Há alguns dias atrás, comentei sobre a campanha do Cervejão lançada pela Nova Schin, que se vale de determinados truques linguísticos para tentar se infiltrar no cotidiano do consumidor. Resumidamente, os pseudo-aumentativos e uma valorização positiva algo caricaturesca de tudo que termina com "ão" são os lugares-comuns que sustentam o conceito da campanha. Já crocitei longamente sobre os pontos fracos desta estratégia mas decidi bicar um pouquinho mais a Nova Schin (e, porque não, agência de publicidade que possui sua conta) pois ela decidiu também nos presentear com mais um escorregããão sem noçããão na televisãão.


O novo filme da campanha vem para dar uma nova postura para a marca na medida em que inclui o público feminino como consumidor da cerveja. Persistindo no bordããão do aumentativo, a tentativa pode até parecer astuta, já que a mulher sempre ficou relegada ao papel de objeto de desejo nos anúncios de cerveja (em certos casos, um adjetivo ambíguo não permite saber se se trata da cerveja ou de uma mulher). Infelizmente, o calcanhar de Aquiles do novo roteiro é muito grande e qualquer rasteira de um espectador um pouco atento pode derrubar esse gigante de muitas cifras e pouco tato social. De um ponto de vista bem ingênuo, a abordagem pode soar bem aos ouvidos das mentes moderninha e ir ao encontro do ideário de independência e igualdade da mulher. Se homem bebe cerveja e não é recriminado por isso, por que é que a mulher deveria sê-lo? Pois, se os homens podem beber cerveja com os amigos no domingããão, que as mulheres também tenham essa direito. Essa linha de argumentação pode acabar virando arma para muitas discussões de relacionamento de casais por aí, apesar de esconder muito mal o estereótipo da mulher utilizado para funamentá-lo. 

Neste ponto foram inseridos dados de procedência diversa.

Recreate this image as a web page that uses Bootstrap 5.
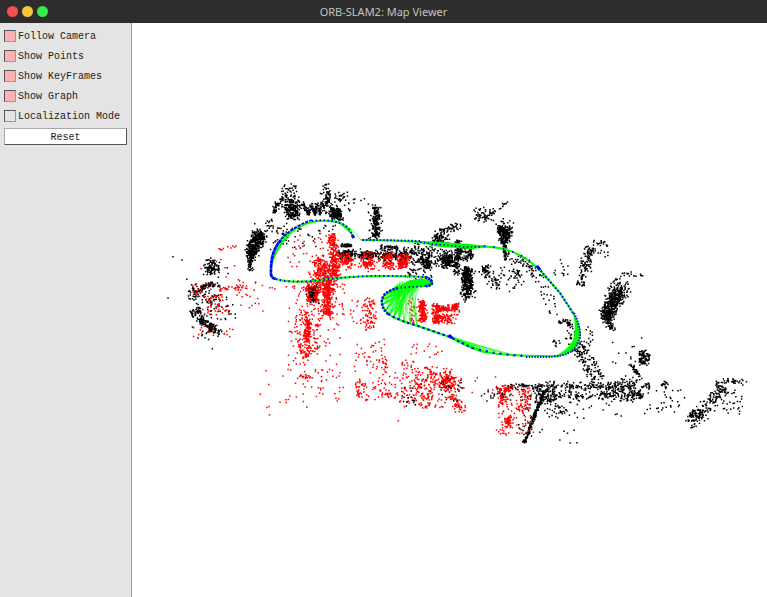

No roteiro do novo vídeo, os termos aumentativos das falas masculinas são mais ou menos os mesmos dos vídeos anteriores e não poderiam ser menos representativos do estereótipo masculino: domingããão, cervejããão, jogããão (sem contar, é claro, o explícito machãão). Do lado feminino, marcado pelos cortes do áudio e do cenário, os aumentativos colocados na fala das mulheres marcam exatamente qual é o estereótipo de mulher que se senta à mesa para pedir uma Nova Schin: liquidaçããão, promoçããão, cartããão.

Cartãão aumentativo?

Agora, rascunhando a historinha do Marcããão e a sua esposa surrupiadora de cartããão,  o comercial não retrata nada além de um tiozããão que sai pra beber com os amigos e ver futebol e deixa sua esposa consumista sair para beber com suas próprias amigas, também todas elas deslumbradas com as maravilhas das compras. Não sei se estou sendo um corvo muito simplista ou muito ingênuo, mas não me parece que esse seja realmente o perfil comportamental de uma mulher que quer ter o mesmo valor dos homens. Considerando aquilo que o comercial nos dá a ver, as mulheres poderiam muito bem se equiparar em direitos aos homens se fizerem também o mesmo que eles: sair no domingããão pra beber o cervejããão. A mulher que achar divertido o comercial e rir junto com as atrizes certamente estará se alinhando a este ponto-de-vista e, levada pelos apelos do humor, talvez não se dê conta (talvez porque conscientemente concorde com isso) aquilo que lhe é proposto como identidade.

Ao final dos 30 segundos, a voz do locutor delata quem é, na verdade, o destinatário do comercial ao dizer: "domingão é dia de jogão, cuidado com o cartão". Ora, se a mulher realmente fosse abordada por este comercial, a advertência com o cartão não faria muito sentido já que, seguindo o próprio roteiro do filme publicitário, o cartão é motivo de satisfaçããão para a mulher e preocupaçããão para o homem. Se o comercial avisa o espectador para ter cuidado, então ele só incluir o público masculino. É provável que alguém ache minha linha de raciocínio algo óbvia ou mesmo exageradamente analítica. No entanto, esse tipo de engodo propagandístico (pois que ratifica certas concepções de masculinidade e feminilidade) é grasnado diariamente em nossos televisores e atinge milhões de espectadores. Por conta de comerciais com este, não faz sentido se perguntar em tom algo injuriado, como o fazem uns e outros, por que é que mesmo já no século XXI as mulheres ainda não ocupem o mesmo estatuto dos homens na sociedade. Para determinados segmentos sociais, é extremamente conveniente promover uma pseudo-emancipação feminina que esconde, na verdade, apenas uma perpretação dos mesmos valores em voga com o único objetivo de garantir lucros.